**Supplied information**
##############################
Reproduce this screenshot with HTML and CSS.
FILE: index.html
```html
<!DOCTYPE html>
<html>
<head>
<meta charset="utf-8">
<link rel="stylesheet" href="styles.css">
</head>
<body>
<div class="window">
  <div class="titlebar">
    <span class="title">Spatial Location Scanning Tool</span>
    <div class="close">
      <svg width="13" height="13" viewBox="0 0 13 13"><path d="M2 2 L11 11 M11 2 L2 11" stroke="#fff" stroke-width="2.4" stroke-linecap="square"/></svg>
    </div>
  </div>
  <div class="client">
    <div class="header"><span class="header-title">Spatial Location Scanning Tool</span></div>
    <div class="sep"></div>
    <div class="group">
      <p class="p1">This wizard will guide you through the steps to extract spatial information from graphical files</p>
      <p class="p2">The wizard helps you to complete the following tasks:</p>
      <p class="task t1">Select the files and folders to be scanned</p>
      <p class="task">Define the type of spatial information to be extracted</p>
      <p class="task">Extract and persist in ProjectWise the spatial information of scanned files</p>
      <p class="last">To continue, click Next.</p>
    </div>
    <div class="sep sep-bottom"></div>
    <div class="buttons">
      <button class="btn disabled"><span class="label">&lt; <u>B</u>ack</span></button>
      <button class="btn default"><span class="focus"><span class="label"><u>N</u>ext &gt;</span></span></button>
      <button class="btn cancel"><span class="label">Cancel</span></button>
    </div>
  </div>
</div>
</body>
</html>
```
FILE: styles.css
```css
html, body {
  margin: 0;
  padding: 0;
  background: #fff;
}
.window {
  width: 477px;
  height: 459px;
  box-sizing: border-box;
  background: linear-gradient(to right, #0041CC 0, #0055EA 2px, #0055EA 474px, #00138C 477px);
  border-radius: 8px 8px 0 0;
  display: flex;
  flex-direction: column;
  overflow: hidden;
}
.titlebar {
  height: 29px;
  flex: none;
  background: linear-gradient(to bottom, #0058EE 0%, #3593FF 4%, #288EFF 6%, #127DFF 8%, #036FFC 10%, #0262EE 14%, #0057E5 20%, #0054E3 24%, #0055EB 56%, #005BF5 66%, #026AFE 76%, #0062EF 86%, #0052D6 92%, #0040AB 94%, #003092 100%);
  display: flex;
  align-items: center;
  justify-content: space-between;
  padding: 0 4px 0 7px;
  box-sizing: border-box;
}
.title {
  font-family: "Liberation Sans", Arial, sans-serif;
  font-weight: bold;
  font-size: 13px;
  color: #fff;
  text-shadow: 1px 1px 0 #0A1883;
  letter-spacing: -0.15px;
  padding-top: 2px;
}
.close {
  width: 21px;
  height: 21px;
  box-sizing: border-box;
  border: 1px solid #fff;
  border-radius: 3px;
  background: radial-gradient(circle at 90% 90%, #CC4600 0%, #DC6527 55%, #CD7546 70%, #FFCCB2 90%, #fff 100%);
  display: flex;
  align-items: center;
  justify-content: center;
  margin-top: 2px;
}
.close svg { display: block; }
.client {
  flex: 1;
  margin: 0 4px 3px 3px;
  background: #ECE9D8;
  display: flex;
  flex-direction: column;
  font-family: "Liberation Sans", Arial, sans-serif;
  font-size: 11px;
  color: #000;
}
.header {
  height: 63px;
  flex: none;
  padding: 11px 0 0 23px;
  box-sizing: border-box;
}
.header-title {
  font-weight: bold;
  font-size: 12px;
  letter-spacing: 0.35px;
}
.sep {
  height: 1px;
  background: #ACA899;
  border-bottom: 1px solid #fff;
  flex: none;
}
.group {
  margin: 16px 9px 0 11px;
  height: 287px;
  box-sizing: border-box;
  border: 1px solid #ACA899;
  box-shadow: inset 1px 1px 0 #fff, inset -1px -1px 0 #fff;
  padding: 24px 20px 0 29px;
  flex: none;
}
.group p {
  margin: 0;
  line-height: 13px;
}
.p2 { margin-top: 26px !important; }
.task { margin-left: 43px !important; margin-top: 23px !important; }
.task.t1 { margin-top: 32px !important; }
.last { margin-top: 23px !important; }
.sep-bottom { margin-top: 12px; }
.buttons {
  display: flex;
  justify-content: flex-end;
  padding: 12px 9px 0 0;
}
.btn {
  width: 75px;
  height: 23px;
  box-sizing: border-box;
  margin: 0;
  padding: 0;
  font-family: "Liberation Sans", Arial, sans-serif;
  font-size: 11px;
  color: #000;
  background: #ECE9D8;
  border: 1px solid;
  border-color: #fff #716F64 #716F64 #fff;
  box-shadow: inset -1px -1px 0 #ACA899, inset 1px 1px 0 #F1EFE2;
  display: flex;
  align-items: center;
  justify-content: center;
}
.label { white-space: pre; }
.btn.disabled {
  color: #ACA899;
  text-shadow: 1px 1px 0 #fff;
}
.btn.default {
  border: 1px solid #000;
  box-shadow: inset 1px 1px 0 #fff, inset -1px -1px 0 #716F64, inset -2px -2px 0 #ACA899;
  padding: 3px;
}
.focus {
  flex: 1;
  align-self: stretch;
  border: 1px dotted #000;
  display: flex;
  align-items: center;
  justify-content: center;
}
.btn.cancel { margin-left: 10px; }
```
##############################
**What the task asks**
Repeat the material above exactly.

**Written reply**
Reproduce this screenshot with HTML and CSS.
FILE: index.html
```html
<!DOCTYPE html>
<html>
<head>
<meta charset="utf-8">
<link rel="stylesheet" href="styles.css">
</head>
<body>
<div class="window">
  <div class="titlebar">
    <span class="title">Spatial Location Scanning Tool</span>
    <div class="close">
      <svg width="13" height="13" viewBox="0 0 13 13"><path d="M2 2 L11 11 M11 2 L2 11" stroke="#fff" stroke-width="2.4" stroke-linecap="square"/></svg>
    </div>
  </div>
  <div class="client">
    <div class="header"><span class="header-title">Spatial Location Scanning Tool</span></div>
    <div class="sep"></div>
    <div class="group">
      <p class="p1">This wizard will guide you through the steps to extract spatial information from graphical files</p>
      <p class="p2">The wizard helps you to complete the following tasks:</p>
      <p class="task t1">Select the files and folders to be scanned</p>
      <p class="task">Define the type of spatial information to be extracted</p>
      <p class="task">Extract and persist in ProjectWise the spatial information of scanned files</p>
      <p class="last">To continue, click Next.</p>
    </div>
    <div class="sep sep-bottom"></div>
    <div class="buttons">
      <button class="btn disabled"><span class="label">&lt; <u>B</u>ack</span></button>
      <button class="btn default"><span class="focus"><span class="label"><u>N</u>ext &gt;</span></span></button>
      <button class="btn cancel"><span class="label">Cancel</span></button>
    </div>
  </div>
</div>
</body>
</html>
```
FILE: styles.css
```css
html, body {
  margin: 0;
  padding: 0;
  background: #fff;
}
.window {
  width: 477px;
  height: 459px;
  box-sizing: border-box;
  background: linear-gradient(to right, #0041CC 0, #0055EA 2px, #0055EA 474px, #00138C 477px);
  border-radius: 8px 8px 0 0;
  display: flex;
  flex-direction: column;
  overflow: hidden;
}
.titlebar {
  height: 29px;
  flex: none;
  background: linear-gradient(to bottom, #0058EE 0%, #3593FF 4%, #288EFF 6%, #127DFF 8%, #036FFC 10%, #0262EE 14%, #0057E5 20%, #0054E3 24%, #0055EB 56%, #005BF5 66%, #026AFE 76%, #0062EF 86%, #0052D6 92%, #0040AB 94%, #003092 100%);
  display: flex;
  align-items: center;
  justify-content: space-between;
  padding: 0 4px 0 7px;
  box-sizing: border-box;
}
.title {
  font-family: "Liberation Sans", Arial, sans-serif;
  font-weight: bold;
  font-size: 13px;
  color: #fff;
  text-shadow: 1px 1px 0 #0A1883;
  letter-spacing: -0.15px;
  padding-top: 2px;
}
.close {
  width: 21px;
  height: 21px;
  box-sizing: border-box;
  border: 1px solid #fff;
  border-radius: 3px;
  background: radial-gradient(circle at 90% 90%, #CC4600 0%, #DC6527 55%, #CD7546 70%, #FFCCB2 90%, #fff 100%);
  display: flex;
  align-items: center;
  justify-content: center;
  margin-top: 2px;
}
.close svg { display: block; }
.client {
  flex: 1;
  margin: 0 4px 3px 3px;
  background: #ECE9D8;
  display: flex;
  flex-direction: column;
  font-family: "Liberation Sans", Arial, sans-serif;
  font-size: 11px;
  color: #000;
}
.header {
  height: 63px;
  flex: none;
  padding: 11px 0 0 23px;
  box-sizing: border-box;
}
.header-title {
  font-weight: bold;
  font-size: 12px;
  letter-spacing: 0.35px;
}
.sep {
  height: 1px;
  background: #ACA899;
  border-bottom: 1px solid #fff;
  flex: none;
}
.group {
  margin: 16px 9px 0 11px;
  height: 287px;
  box-sizing: border-box;
  border: 1px solid #ACA899;
  box-shadow: inset 1px 1px 0 #fff, inset -1px -1px 0 #fff;
  padding: 24px 20px 0 29px;
  flex: none;
}
.group p {
  margin: 0;
  line-height: 13px;
}
.p2 { margin-top: 26px !important; }
.task { margin-left: 43px !important; margin-top: 23px !important; }
.task.t1 { margin-top: 32px !important; }
.last { margin-top: 23px !important; }
.sep-bottom { margin-top: 12px; }
.buttons {
  display: flex;
  justify-content: flex-end;
  padding: 12px 9px 0 0;
}
.btn {
  width: 75px;
  height: 23px;
  box-sizing: border-box;
  margin: 0;
  padding: 0;
  font-family: "Liberation Sans", Arial, sans-serif;
  font-size: 11px;
  color: #000;
  background: #ECE9D8;
  border: 1px solid;
  border-color: #fff #716F64 #716F64 #fff;
  box-shadow: inset -1px -1px 0 #ACA899, inset 1px 1px 0 #F1EFE2;
  display: flex;
  align-items: center;
  justify-content: center;
}
.label { white-space: pre; }
.btn.disabled {
  color: #ACA899;
  text-shadow: 1px 1px 0 #fff;
}
.btn.default {
  border: 1px solid #000;
  box-shadow: inset 1px 1px 0 #fff, inset -1px -1px 0 #716F64, inset -2px -2px 0 #ACA899;
  padding: 3px;
}
.focus {
  flex: 1;
  align-self: stretch;
  border: 1px dotted #000;
  display: flex;
  align-items: center;
  justify-content: center;
}
.btn.cancel { margin-left: 10px; }
```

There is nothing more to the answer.